Hasil uji normalitas setelah outliers, nilai critical ratio kurtosis multivariate
nya sebesar 1,634, artinya secara umum dapat dikatakan bahwa distribusi data yang
digunakan dalam model sudah berdistribusi normal. Uji multikolenieritas dapat
dilihat dari hasil analisis confirmatori menunjukkan bahwa konstruk yang
digunakan untuk membentuk sebuah model penelitian sudah memenuhi kriteria
goodnesss of fit. Nilai probability pengujian goodness of fit sudah memiliki nilai P
= 0,081 ˃ 0,05, menunjukkan model sudah fit, dengan nilai chi-squares = 213,503,
demikian juga dengan hasil goodness of fit dari nilai-niai pengamatan yang lainnya
seperti GFI, AGFI dan TLI, semua memiliki nilai diatas 0,90 dan nilai RMSEA =
0,03 ˂ 0,08, sehingga model pengukuran dapat dikatakan fit.
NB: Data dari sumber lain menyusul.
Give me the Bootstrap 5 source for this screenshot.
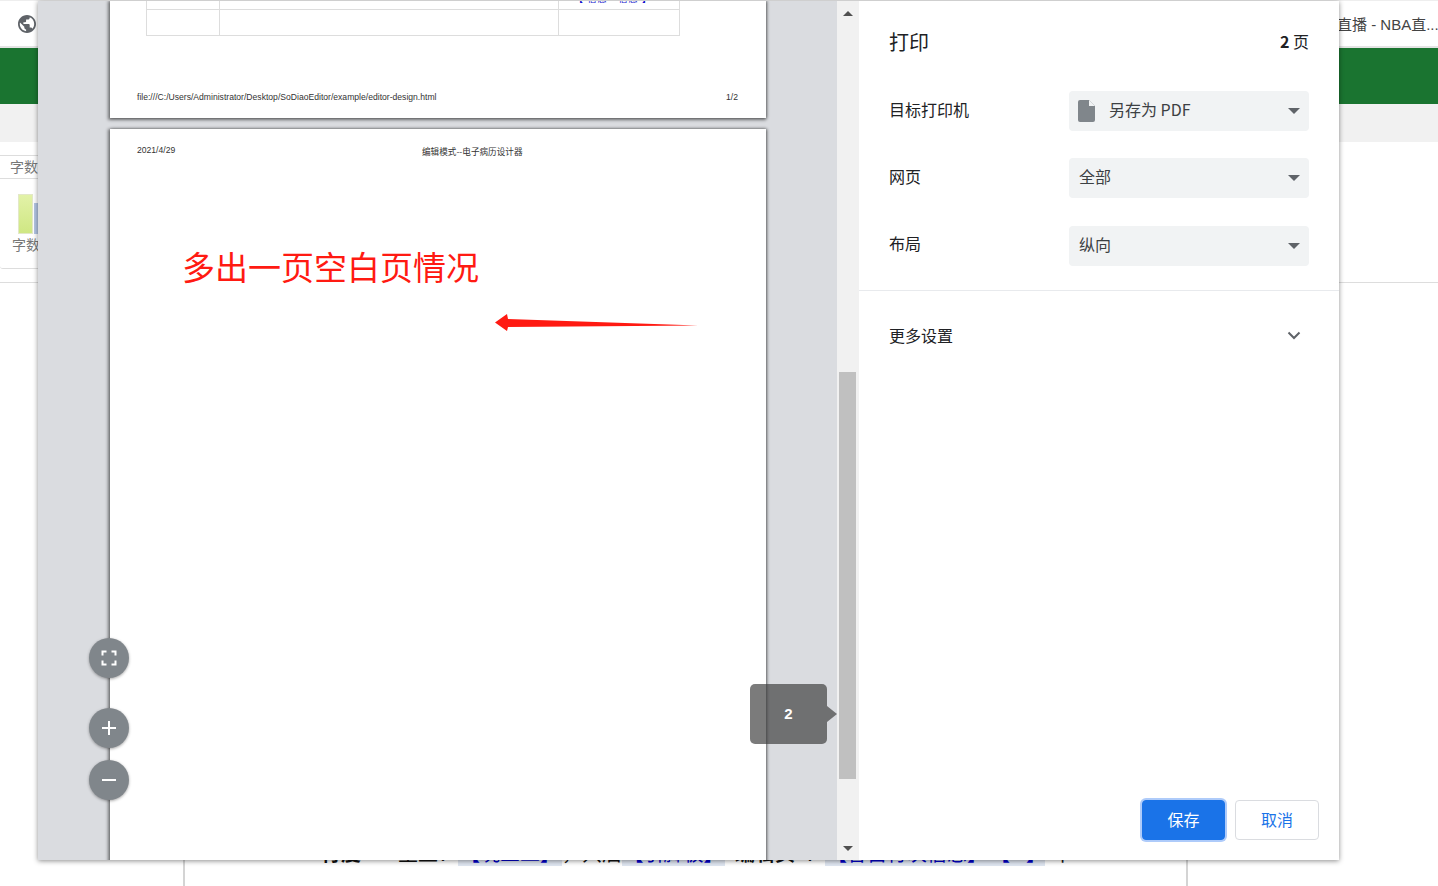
<!DOCTYPE html>
<html lang="zh-CN">
<head>
  <meta charset="UTF-8" />
  <meta name="viewport" content="width=device-width, initial-scale=1.0"/>
  <title>打印</title>
  <link href="https://cdn.jsdelivr.net/npm/bootstrap@5.3.3/dist/css/bootstrap.min.css" rel="stylesheet"/>
  <style>
    html, body { height: 100%; overflow: hidden; }
    body {
      position: relative;
      background: #fff;
      color: #202124;
      font-family: "Liberation Sans", "Noto Sans CJK SC", sans-serif;
    }
    /* page behind the print dialog */
    .site-top { height: 48px; border-bottom: 2px solid #e4e4e4; border-top: 1px solid #eee; padding: 0 0 0 18px; }
    .site-tab { font-size: 15px; color: #444; margin-left: 1319px; white-space: nowrap; line-height: 48px; width: 119px; overflow: hidden; }
    .site-globe { position: absolute; left: 18px; top: 15px; }
    .site-green { height: 56px; background: #1a7430; }
    .site-gray { height: 38px; background: #f1f1f1; }
    .site-panel { width: 60px; height: 114px; margin-top: 13px; border: 1px solid #ddd; border-left: 0; border-radius: 0 0 0 3px; color: #777; font-size: 14px; }
    .site-panel-head { height: 23px; border-bottom: 1px solid #ddd; padding-left: 10px; line-height: 22px; }
    .site-bars { height: 40px; margin: 15px 0 0 18px; gap: 1px; }
    .site-bar-a { width: 15px; height: 40px; background: linear-gradient(#e2f2a8, #cfe783); border: 1px solid #e3e8c8; }
    .site-bar-b { width: 15px; height: 31px; background: #b3c5e3; }
    .site-panel-foot { padding-left: 12px; margin-top: 1px; }
    .site-rule { border-bottom: 1px solid #ddd; height: 14px; }
    .site-paper { position: absolute; left: 183px; top: 840px; width: 1005px; height: 60px; border-left: 2px solid #d4d4d4; border-right: 2px solid #d4d4d4; }
    .site-line { position: absolute; left: 136px; top: 2px; font-size: 20px; line-height: 24px; white-space: nowrap; color: #111; }
    .site-line a { color: #00c; background: #dfe6f1; text-decoration: none; text-align: center; }
    .site-seg-a { width: 77px; }
    .site-seg-b { width: 60px; }
    .site-seg-c { width: 104px; }
    .site-seg-d { width: 103px; }
    .site-seg-e { width: 10px; font-size: 10px; }
    .site-seg-f { width: 70px; }
    .site-seg-g { width: 20px; }
    .site-seg-h { width: 164px; }
    .site-seg-i { width: 56px; letter-spacing: -2px; }

    /* print dialog */
    .pd-dialog {
      position: absolute; left: 38px; top: 1px; width: 1301px; height: 859px;
      box-shadow: 0 1px 5px rgba(0,0,0,.45); background: #fff;
    }
    .pd-preview { position: relative; width: 799px; background: #dadce0; overflow: hidden; }
    .pd-sheet { width: 656px; margin-left: 72px; background: #fff; box-shadow: -1px 1px 3px 1px rgba(0,0,0,.45), 1px 0 3px rgba(0,0,0,.4); position: relative; color: #222; }
    .pd-sheet-one { height: 117px; margin-bottom: 11px; }
    .pd-sheet-two { height: 780px; }
    .pd-grid { position: absolute; left: 36px; top: -26px; width: 534px; border: 1px solid #ddd; border-top: 0; }
    .pd-grid-top { height: 35px; border-bottom: 1px solid #ddd; }
    .pd-grid-low { height: 25px; }
    .pd-grid-c1 { width: 73px; border-right: 1px solid #ddd; }
    .pd-grid-c2 { width: 339px; border-right: 1px solid #ddd; }
    .pd-tiny { position: absolute; font-size: 8.6px; line-height: 10px; white-space: nowrap; color: #333; }
    .pd-clip { left: 464px; top: -7px; color: #11c; font-size: 9px; letter-spacing: 1px; }
    .pd-note { position: absolute; left: 72px; top: 115px; font-size: 33px; line-height: 44px; color: #ff1a12; white-space: nowrap; font-family: "Noto Sans CJK SC", sans-serif; font-weight: 400; }
    .pd-arrow { position: absolute; left: 384px; top: 184px; }
    .pd-fab {
      position: absolute; left: 51px; width: 40px; height: 40px; border-radius: 50%;
      background: #80868b; box-shadow: 0 1px 3px rgba(0,0,0,.35);
    }
    .pd-tip {
      position: absolute; left: 712px; top: 683px; width: 77px; height: 60px; border-radius: 5px;
      background: rgba(60,60,60,.68); color: #fff; font-size: 15px; font-weight: 700; text-align: center; line-height: 60px;
    }
    .pd-tip::after {
      content: ""; position: absolute; left: 77px; top: 22px;
      border-left: 10px solid rgba(60,60,60,.68); border-top: 8px solid transparent; border-bottom: 8px solid transparent;
    }
    .pd-scroll { position: relative; width: 22px; background: #f1f1f1; }
    .pd-thumb { position: absolute; left: 2px; top: 371px; width: 17px; height: 407px; background: #c0c0c0; }
    .pd-scroll-up, .pd-scroll-down { position: absolute; left: 6px; border-left: 5px solid transparent; border-right: 5px solid transparent; }
    .pd-scroll-up { top: 10px; border-bottom: 5px solid #505050; }
    .pd-scroll-down { top: 845px; border-top: 5px solid #505050; }

    .pd-side { width: 480px; background: #fff; font-family: "Noto Sans CJK SC", sans-serif; }
    .pd-head { height: 82px; padding: 0 30px; }
    .pd-title { font-size: 20px; font-weight: 400; margin: 0; color: #202124; }
    .pd-count { font-size: 16px; color: #202124; padding-bottom: 2px; }
    .pd-rows { padding: 8px 30px 0; height: 208px; border-bottom: 1px solid #e8eaed; }
    .pd-row { height: 40px; margin-bottom: 27.4px; }
    .pd-label { width: 180px; font-size: 16px; color: #202124; padding-bottom: 5px; }
    .pd-select { width: 240px; height: 40px; background: #f1f3f4; border-radius: 4px; padding: 0 10px 4px; font-size: 16px; color: #3c4043; }
    .pd-file { margin: 4px 9px 0 -1px; }
    .pd-caret { border-left: 6px solid transparent; border-right: 6px solid transparent; border-top: 6px solid #5f6368; margin-left: auto; margin-right: -1px; margin-top: 4px; }
    .pd-more { padding: 0 30px; height: 88px; font-size: 16px; }
    .pd-chevron { margin-right: 8px; }
    .pd-foot { margin-top: auto; padding: 0 20px 20px 0; gap: 10px; }
    .pd-save, .pd-cancel { height: 40px; border-radius: 4px; font-size: 16px; padding: 0 0 2px; line-height: 1; }
    .pd-save, .pd-save:hover { width: 83px; background: #1a73e8; color: #fff; border: 1px solid #1a73e8; box-shadow: 0 0 0 2px #aecbfa; }
    .pd-cancel, .pd-cancel:hover { width: 84px; background: #fff; color: #1a73e8; border: 1px solid #dadce0; }
  </style>
</head>
<body>

<div class="site-top">
  <svg class="site-globe" width="18" height="18" viewBox="2 2 20 20"><path fill="#5f6368" d="M12 2C6.480 2 2 6.480 2 12s4.480 10 10 10 10-4.480 10-10S17.520 2 12 2zm-1 17.930c-3.950-.490-7-3.850-7-7.930 0-.620.080-1.210.210-1.790L9 15v1c0 1.100.900 2 2 2v1.930zm6.900-2.540c-.260-.810-1-1.390-1.900-1.390h-1v-3c0-.550-.450-1-1-1H8v-2h2c.550 0 1-.450 1-1V7h2c1.100 0 2-.900 2-2v-.410c2.930 1.190 5 4.060 5 7.410 0 2.080-.800 3.970-2.100 5.390z"/></svg>
  <div class="site-tab">直播 - NBA直...</div>
</div>
<div class="site-green"></div>
<div class="site-gray"></div>
<div class="site-panel">
  <div class="site-panel-head">字数</div>
  <div class="site-bars d-flex align-items-end">
    <div class="site-bar-a"></div>
    <div class="site-bar-b"></div>
  </div>
  <div class="site-panel-foot">字数</div>
</div>
<div class="site-rule"></div>
<div class="site-paper">
  <div class="site-line d-flex">
    <b class="site-seg-a">行度</b>
    <span class="site-seg-b">主上：</span>
    <a class="site-seg-c">【况三二】</a>
    <span class="site-seg-b">，只后</span>
    <a class="site-seg-d">【引脚板】</a>
    <span class="site-seg-e">，</span>
    <b class="site-seg-f">编辑页</b>
    <span class="site-seg-g">：</span>
    <a class="site-seg-h">【各自行次信息】</a>
    <a class="site-seg-i">【一】</a>
    <span class="ms-2">下</span>
  </div>
</div>

<div class="pd-dialog d-flex">
  <div class="pd-preview">
    <div class="pd-sheet pd-sheet-one">
      <div class="pd-grid">
        <div class="pd-grid-top d-flex"><div class="pd-grid-c1"></div><div class="pd-grid-c2"></div></div>
        <div class="pd-grid-low d-flex"><div class="pd-grid-c1"></div><div class="pd-grid-c2"></div></div>
      </div>
      <div class="pd-tiny pd-clip">【 信息 - 信息 】</div>
      <div class="pd-tiny" style="left:27px;top:91px">file:///C:/Users/Administrator/Desktop/SoDiaoEditor/example/editor-design.html</div>
      <div class="pd-tiny" style="left:616px;top:91px">1/2</div>
    </div>
    <div class="pd-sheet pd-sheet-two">
      <div class="pd-tiny" style="left:27px;top:16px">2021/4/29</div>
      <div class="pd-tiny" style="left:312px;top:17px;font-family:'Noto Sans CJK SC',sans-serif">编辑模式--电子病历设计器</div>
      <div class="pd-note">多出一页空白页情况</div>
      <svg class="pd-arrow" width="205" height="20" viewBox="0 0 205 20"><path d="M1 9.500 13 1 14 6 204 12.500 14 14 13 18z" fill="#ff1a12"/></svg>
    </div>

    <div class="pd-fab d-flex align-items-center justify-content-center" style="top:637px">
      <svg width="16" height="16" viewBox="0 0 16 16" fill="none" stroke="#fff" stroke-width="2"><path d="M1.500 5.500V1.500H5.500M10.500 1.500H14.500V5.500M14.500 10.500V14.500H10.500M5.500 14.500H1.500V10.500"/></svg>
    </div>
    <div class="pd-fab d-flex align-items-center justify-content-center" style="top:707px">
      <svg width="16" height="16" viewBox="0 0 16 16" stroke="#fff" stroke-width="2"><path d="M1 8H15M8 1V15"/></svg>
    </div>
    <div class="pd-fab d-flex align-items-center justify-content-center" style="top:759px">
      <svg width="16" height="16" viewBox="0 0 16 16" stroke="#fff" stroke-width="2"><path d="M1 8H15"/></svg>
    </div>
    <div class="pd-tip">2</div>
  </div>

  <div class="pd-scroll">
    <div class="pd-scroll-up"></div>
    <div class="pd-thumb"></div>
    <div class="pd-scroll-down"></div>
  </div>

  <div class="pd-side d-flex flex-column">
    <div class="pd-head d-flex justify-content-between align-items-center">
      <h1 class="pd-title">打印</h1>
      <div class="pd-count"><b>2</b> 页</div>
    </div>
    <div class="pd-rows">
      <div class="pd-row d-flex align-items-center">
        <div class="pd-label">目标打印机</div>
        <div class="pd-select d-flex align-items-center">
          <svg class="pd-file" width="18" height="22" viewBox="0 0 18 22"><path d="M2 0H11L17 6V20a2 2 0 0 1-2 2H2a2 2 0 0 1-2-2V2A2 2 0 0 1 2 0z" fill="#80868b"/><path d="M11 0 17 6H11z" fill="#f1f3f4"/></svg>
          <span class="ms-1">另存为 PDF</span>
          <span class="pd-caret"></span>
        </div>
      </div>
      <div class="pd-row d-flex align-items-center">
        <div class="pd-label">网页</div>
        <div class="pd-select d-flex align-items-center"><span>全部</span><span class="pd-caret"></span></div>
      </div>
      <div class="pd-row d-flex align-items-center">
        <div class="pd-label">布局</div>
        <div class="pd-select d-flex align-items-center"><span>纵向</span><span class="pd-caret"></span></div>
      </div>
    </div>
    <div class="pd-more d-flex justify-content-between align-items-center">
      <span>更多设置</span>
      <svg class="pd-chevron" width="14" height="9" viewBox="0 0 14 9" fill="none" stroke="#5f6368" stroke-width="2"><path d="M1.500 1.500 7 7l5.500-5.500"/></svg>
    </div>
    <div class="pd-foot d-flex justify-content-end">
      <button class="btn pd-save">保存</button>
      <button class="btn pd-cancel">取消</button>
    </div>
  </div>
</div>

<script src="https://cdn.jsdelivr.net/npm/bootstrap@5.3.3/dist/js/bootstrap.bundle.min.js"></script>
</body>
</html>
Design model pemberdayaan petani milenial untuk membentuk kompetensi
petani milenial, dalam berusahatani sayuran adalah faktor sosiodemografi seperti
karakteristik petani milenial merupakan determinan yang mempengaruhi
kompetensi petani milenial dalam berusahatani sayuran di dataran tinggi Jawa
Barat. Selain itu faktor lain yang juga berpengaruh langsung terhadap kompetensi
petani milenial adalah dukungan lingkungan terdekat, partisipasi, motivasi dan
persepsi. Konsep pemberdayaan masyarakat pada sub sektor pertanian harus
mampu mengintegrasikan dan mensinergikan aspek-aspek sosiodemografi,
dukungan lingkungan terdekat, partisipasi, motivasi dan persepsi dengan
kompetensi petani milenial terkait kemampuan berfikir kritis, berkoordinasi dengan
tim, kemampuan menyelesaikan masalah serta kemampuan teknis dan manajerial
dalam berusahatani sayuran di dataran tinggi Jawa Barat.